Problem requirements:
Report how many lines contain "this". Give the number and nothing else.
+-------+
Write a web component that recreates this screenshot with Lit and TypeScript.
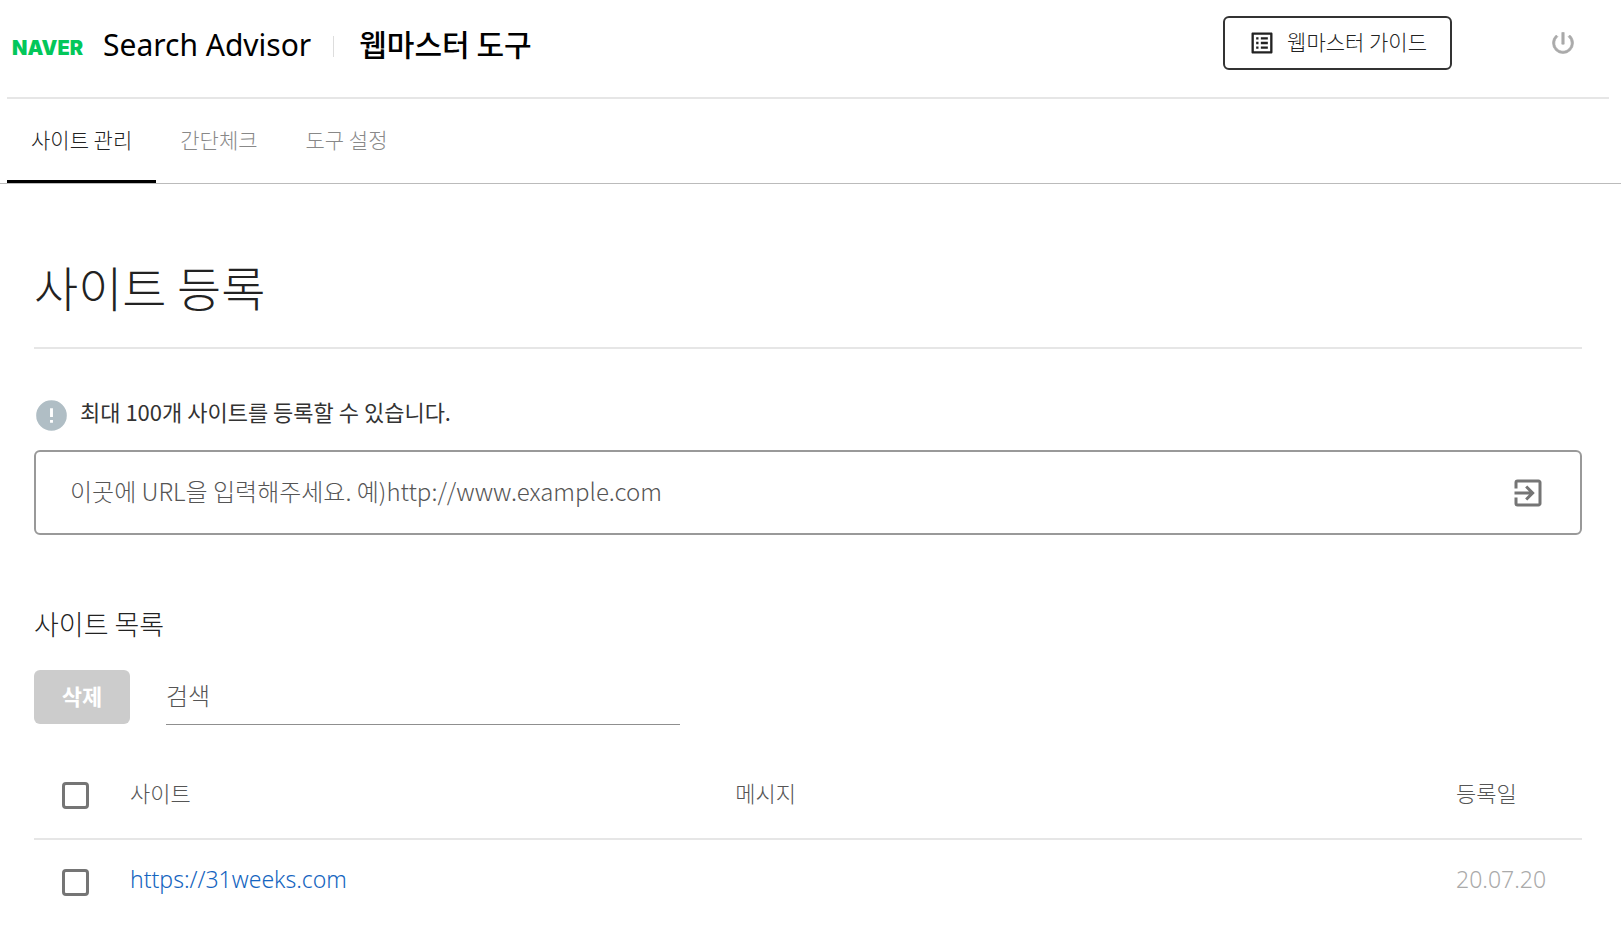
import { LitElement, html, css } from "lit";
import { customElement, state } from "lit/decorators.js";

interface Site {
  url: string;
  message: string;
  date: string;
}

@customElement("app-root")
export class AppRoot extends LitElement {
  static styles = css`
    :host {
      display: block;
      min-height: 100vh;
      background: #fff;
      color: #222;
      font-family: "Noto Sans CJK KR", "Noto Sans", sans-serif;
      font-weight: 300;
      font-size: 22px;
      line-height: 32px;
    }
    * { box-sizing: border-box; }
    button, input { font: inherit; color: inherit; margin: 0; }
    button { cursor: pointer; }
    svg { display: block; fill: currentColor; flex: none; }
    .header {
      display: flex;
      align-items: center;
      height: 99px;
      margin: 0 12px 0 7px;
      padding: 0 32px 12px 5px;
      border-bottom: 2px solid #e6e6e6;
    }
    .brand { display: flex; align-items: center; padding-top: 4px; color: #000; text-decoration: none; }
    .naver {
      width: 91px;
      padding-top: 6px;
      font-family: Inter, sans-serif;
      font-weight: 900;
      font-size: 20px;
      line-height: 24px;
      color: #03c75a;
    }
    .product {
      font-family: "Noto Sans", sans-serif;
      font-weight: 400;
      font-size: 30px;
      line-height: 40px;
    }
    .divider { width: 1px; height: 21px; margin: 8px 25px 0 22px; background: #ddd; }
    .tool { font-weight: 500; font-size: 30px; line-height: 40px; color: #000; }
    .guide {
      display: flex;
      align-items: center;
      gap: 11px;
      height: 54px;
      margin-left: auto;
      padding: 0 23px;
      border: 2px solid #333;
      border-radius: 6px;
      background: #fff;
      font-size: 21px;
    }
    .guide span { padding-bottom: 4px; }
    .power { margin-left: 97px; padding: 0; border: 0; background: none; color: #aaa; }
    .power svg { stroke: currentColor; stroke-width: .6; }
    .tabs {
      display: flex;
      padding-left: 7px;
      border-bottom: 1px solid #bbb;
    }
    .tab {
      height: 84px;
      padding: 24px 24px 0;
      border-bottom: 3px solid transparent;
      color: #888;
      text-decoration: none;
      font-size: 21px;
    }
    .tab.active { color: #222; border-color: #000; }
    .main { padding: 67px 39px 24px 34px; }
    .title {
      margin: 0;
      padding-bottom: 26px;
      border-bottom: 2px solid #e6e6e6;
      font-weight: 300;
      font-size: 48px;
      line-height: 70px;
    }
    .notice {
      display: flex;
      align-items: center;
      gap: 11px;
      margin: 46px 0 15px;
      color: #333;
      font-weight: 400;
    }
    .notice span { padding-bottom: 8px; }
    .notice svg { color: #b0bec5; }
    .field {
      display: flex;
      align-items: center;
      height: 85px;
      padding: 0 34px;
      border: 2px solid #999;
      border-radius: 6px;
    }
    .field input, .search input {
      flex: 1;
      min-width: 0;
      padding: 0 0 4px;
      border: 0;
      outline: 0;
      background: none;
      font-size: 24px;
    }
    ::placeholder { color: #555; opacity: 1; }
    .submit { padding: 0; border: 0; background: none; color: #757575; }
    .subtitle { margin: 69px 0 26px; font-weight: 300; font-size: 27px; line-height: 40px; }
    .toolbar { display: flex; gap: 36px; }
    .delete {
      width: 96px;
      height: 54px;
      padding: 0 0 4px;
      border: 0;
      border-radius: 6px;
      background: #ccc;
      color: #fff;
      font-weight: 700;
    }
    .search {
      display: flex;
      width: 33.2%;
      height: 55px;
      border-bottom: 1px solid #8f8f8f;
    }
    .table {
      width: 100%;
      margin-top: 28px;
      border-collapse: collapse;
      table-layout: fixed;
    }
    .table th, .table td {
      height: 86px;
      padding: 0 22px 8px;
      text-align: left;
      font-weight: 300;
    }
    .table th { color: #555; border-bottom: 2px solid #e6e6e6; }
    .col-check { width: 74px; }
    .col-site { width: 39.1%; }
    .col-date { width: 148px; }
    .table .check { padding: 0 0 0 28px; }
    .box {
      display: block;
      appearance: none;
      width: 27px;
      height: 27px;
      border: 3px solid #757575;
      border-radius: 4px;
    }
    .box:checked { background: #757575; }
    .link, .table .date { font-family: "Noto Sans", sans-serif; font-size: 23px; }
    .link { color: #1565c0; text-decoration: none; }
    .table .date { color: #aaa; }
  `;

  @state() private tab = 0;

  private tabs = ["사이트 관리", "간단체크", "도구 설정"];
  private sites: Site[] = [{ url: "https://31weeks.com", message: "", date: "20.07.20" }];

  private select(e: Event, index: number) {
    e.preventDefault();
    this.tab = index;
  }

  render() {
    return html`
      <header class="header">
        <a class="brand" href="#">
          <span class="naver">NAVER</span>
          <span class="product">Search Advisor</span>
        </a>
        <span class="divider"></span>
        <span class="tool">웹마스터 도구</span>
        <button class="guide" type="button">
          <svg width="28" height="28" viewBox="0 0 24 24" aria-hidden="true">
            <path d="M19 5v14H5V5h14m1.100-2H3.900c-.5 0-.9.4-.9.900v16.200c0 .4.400.9.900.9h16.200c.4 0 .9-.5.900-.9V3.900c0-.5-.5-.9-.9-.9zM11 7h6v2h-6V7zm0 4h6v2h-6v-2zm0 4h6v2h-6v-2zM7 7h2v2H7zm0 4h2v2H7zm0 4h2v2H7z" />
          </svg>
          <span>웹마스터 가이드</span>
        </button>
        <button class="power" type="button" aria-label="로그아웃">
          <svg width="28" height="28" viewBox="0 0 24 24">
            <path d="M13 3h-2v10h2V3zm4.830 2.170l-1.420 1.420A6.920 6.920 0 0 1 19 12c0 3.870-3.130 7-7 7s-7-3.130-7-7c0-2.190 1.010-4.140 2.580-5.420L6.170 5.170A8.932 8.932 0 0 0 3 12a9 9 0 0 0 18 0c0-2.740-1.230-5.180-3.170-6.830z" />
          </svg>
        </button>
      </header>
      <nav class="tabs">
        ${this.tabs.map(
          (label, i) => html`<a
            class="tab ${i === this.tab ? "active" : ""}"
            href="#"
            @click=${(e: Event) => this.select(e, i)}
            >${label}</a>`
        )}
      </nav>
      <main class="main">
        <h1 class="title">사이트 등록</h1>
        <p class="notice">
          <svg width="35" height="35" viewBox="0 0 24 24" aria-hidden="true">
            <path d="M12 1.500a10.500 10.500 0 1 0 0 21 10.500 10.500 0 0 0 0-21zM13 17h-2v-2h2v2zm0-4h-2V7h2v6z" />
          </svg>
          <span>최대 100개 사이트를 등록할 수 있습니다.</span>
        </p>
        <form class="field" @submit=${(e: Event) => e.preventDefault()}>
          <input type="text" aria-label="사이트 URL" placeholder="이곳에 URL을 입력해주세요. 예)http://www.example.com" />
          <button class="submit" type="submit" aria-label="등록">
            <svg width="36" height="36" viewBox="0 0 24 24">
              <path d="M10.090 15.590L11.500 17l5-5-5-5-1.410 1.410L12.670 11H3v2h9.670l-2.580 2.590zM19 3H5a2 2 0 0 0-2 2v4h2V5h14v14H5v-4H3v4a2 2 0 0 0 2 2h14c1.100 0 2-.9 2-2V5c0-1.100-.9-2-2-2z" />
            </svg>
          </button>
        </form>
        <h2 class="subtitle">사이트 목록</h2>
        <div class="toolbar">
          <button class="delete" type="button">삭제</button>
          <label class="search"><input type="text" aria-label="검색" placeholder="검색" /></label>
        </div>
        <table class="table">
          <colgroup>
            <col class="col-check" />
            <col class="col-site" />
            <col />
            <col class="col-date" />
          </colgroup>
          <thead>
            <tr>
              <th class="check"><input class="box" type="checkbox" aria-label="전체 선택" /></th>
              <th scope="col">사이트</th>
              <th scope="col">메시지</th>
              <th scope="col">등록일</th>
            </tr>
          </thead>
          <tbody>
            ${this.sites.map(
              (s) => html`<tr>
                <td class="check"><input class="box" type="checkbox" aria-label=${s.url} /></td>
                <td><a class="link" href=${s.url}>${s.url}</a></td>
                <td>${s.message}</td>
                <td class="date">${s.date}</td>
              </tr>`
            )}
          </tbody>
        </table>
      </main>
    `;
  }
}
+-------+
Written solution:
6